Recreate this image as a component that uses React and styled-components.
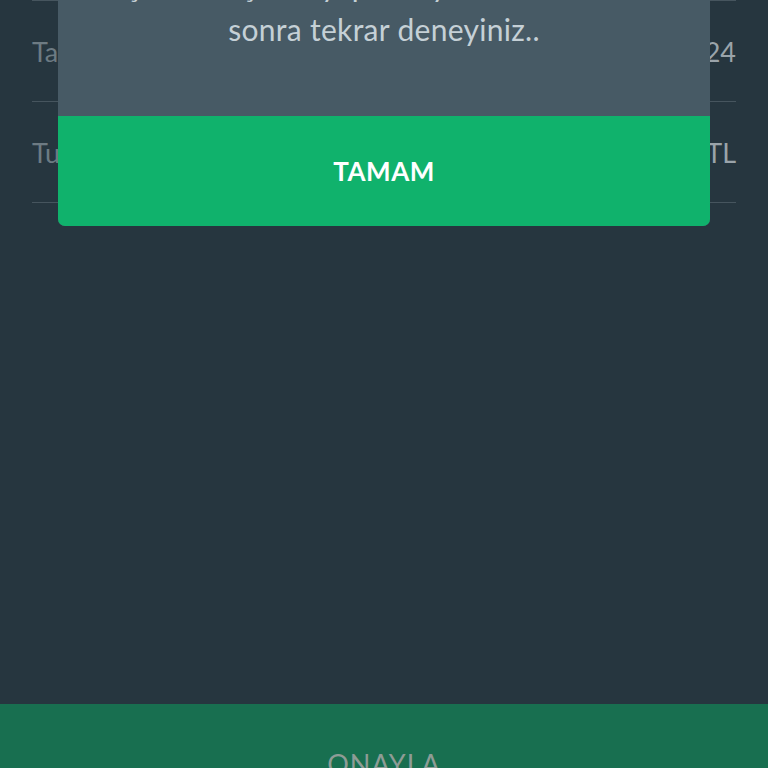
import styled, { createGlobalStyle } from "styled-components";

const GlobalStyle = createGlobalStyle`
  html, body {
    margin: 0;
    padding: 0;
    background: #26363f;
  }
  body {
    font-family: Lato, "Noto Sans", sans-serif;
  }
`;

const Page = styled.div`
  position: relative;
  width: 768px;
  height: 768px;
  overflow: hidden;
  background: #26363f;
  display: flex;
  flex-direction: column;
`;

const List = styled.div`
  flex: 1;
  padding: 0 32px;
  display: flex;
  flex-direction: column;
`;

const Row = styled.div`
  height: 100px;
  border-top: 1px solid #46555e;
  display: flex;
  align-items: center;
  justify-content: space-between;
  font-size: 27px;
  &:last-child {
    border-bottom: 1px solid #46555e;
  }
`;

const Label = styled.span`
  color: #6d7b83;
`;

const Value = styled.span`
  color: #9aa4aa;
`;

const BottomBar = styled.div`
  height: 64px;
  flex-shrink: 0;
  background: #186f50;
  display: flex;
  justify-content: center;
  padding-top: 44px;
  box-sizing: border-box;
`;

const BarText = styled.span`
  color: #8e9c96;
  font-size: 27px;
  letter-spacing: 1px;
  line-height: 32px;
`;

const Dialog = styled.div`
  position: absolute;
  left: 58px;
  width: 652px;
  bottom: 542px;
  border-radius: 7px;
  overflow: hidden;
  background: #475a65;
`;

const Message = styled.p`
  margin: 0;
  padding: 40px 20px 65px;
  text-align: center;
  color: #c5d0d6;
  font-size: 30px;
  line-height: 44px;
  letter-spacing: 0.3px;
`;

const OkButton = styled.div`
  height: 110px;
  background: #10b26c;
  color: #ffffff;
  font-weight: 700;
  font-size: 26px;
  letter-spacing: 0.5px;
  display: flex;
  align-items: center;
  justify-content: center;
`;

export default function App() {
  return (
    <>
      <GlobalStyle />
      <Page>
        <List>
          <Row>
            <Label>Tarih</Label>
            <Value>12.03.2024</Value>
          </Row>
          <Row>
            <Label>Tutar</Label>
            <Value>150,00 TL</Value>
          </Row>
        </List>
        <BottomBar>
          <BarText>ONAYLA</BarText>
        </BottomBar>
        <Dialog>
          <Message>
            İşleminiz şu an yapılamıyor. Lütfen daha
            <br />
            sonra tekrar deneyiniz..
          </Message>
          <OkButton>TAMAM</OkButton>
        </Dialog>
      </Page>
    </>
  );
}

::::::

Without the pictures, write out the whole listing above exactly as it appears.

Recreate this image as a component that uses React and styled-components.
import styled, { createGlobalStyle } from "styled-components";

const GlobalStyle = createGlobalStyle`
  html, body {
    margin: 0;
    padding: 0;
    background: #26363f;
  }
  body {
    font-family: Lato, "Noto Sans", sans-serif;
  }
`;

const Page = styled.div`
  position: relative;
  width: 768px;
  height: 768px;
  overflow: hidden;
  background: #26363f;
  display: flex;
  flex-direction: column;
`;

const List = styled.div`
  flex: 1;
  padding: 0 32px;
  display: flex;
  flex-direction: column;
`;

const Row = styled.div`
  height: 100px;
  border-top: 1px solid #46555e;
  display: flex;
  align-items: center;
  justify-content: space-between;
  font-size: 27px;
  &:last-child {
    border-bottom: 1px solid #46555e;
  }
`;

const Label = styled.span`
  color: #6d7b83;
`;

const Value = styled.span`
  color: #9aa4aa;
`;

const BottomBar = styled.div`
  height: 64px;
  flex-shrink: 0;
  background: #186f50;
  display: flex;
  justify-content: center;
  padding-top: 44px;
  box-sizing: border-box;
`;

const BarText = styled.span`
  color: #8e9c96;
  font-size: 27px;
  letter-spacing: 1px;
  line-height: 32px;
`;

const Dialog = styled.div`
  position: absolute;
  left: 58px;
  width: 652px;
  bottom: 542px;
  border-radius: 7px;
  overflow: hidden;
  background: #475a65;
`;

const Message = styled.p`
  margin: 0;
  padding: 40px 20px 65px;
  text-align: center;
  color: #c5d0d6;
  font-size: 30px;
  line-height: 44px;
  letter-spacing: 0.3px;
`;

const OkButton = styled.div`
  height: 110px;
  background: #10b26c;
  color: #ffffff;
  font-weight: 700;
  font-size: 26px;
  letter-spacing: 0.5px;
  display: flex;
  align-items: center;
  justify-content: center;
`;

export default function App() {
  return (
    <>
      <GlobalStyle />
      <Page>
        <List>
          <Row>
            <Label>Tarih</Label>
            <Value>12.03.2024</Value>
          </Row>
          <Row>
            <Label>Tutar</Label>
            <Value>150,00 TL</Value>
          </Row>
        </List>
        <BottomBar>
          <BarText>ONAYLA</BarText>
        </BottomBar>
        <Dialog>
          <Message>
            İşleminiz şu an yapılamıyor. Lütfen daha
            <br />
            sonra tekrar deneyiniz..
          </Message>
          <OkButton>TAMAM</OkButton>
        </Dialog>
      </Page>
    </>
  );
}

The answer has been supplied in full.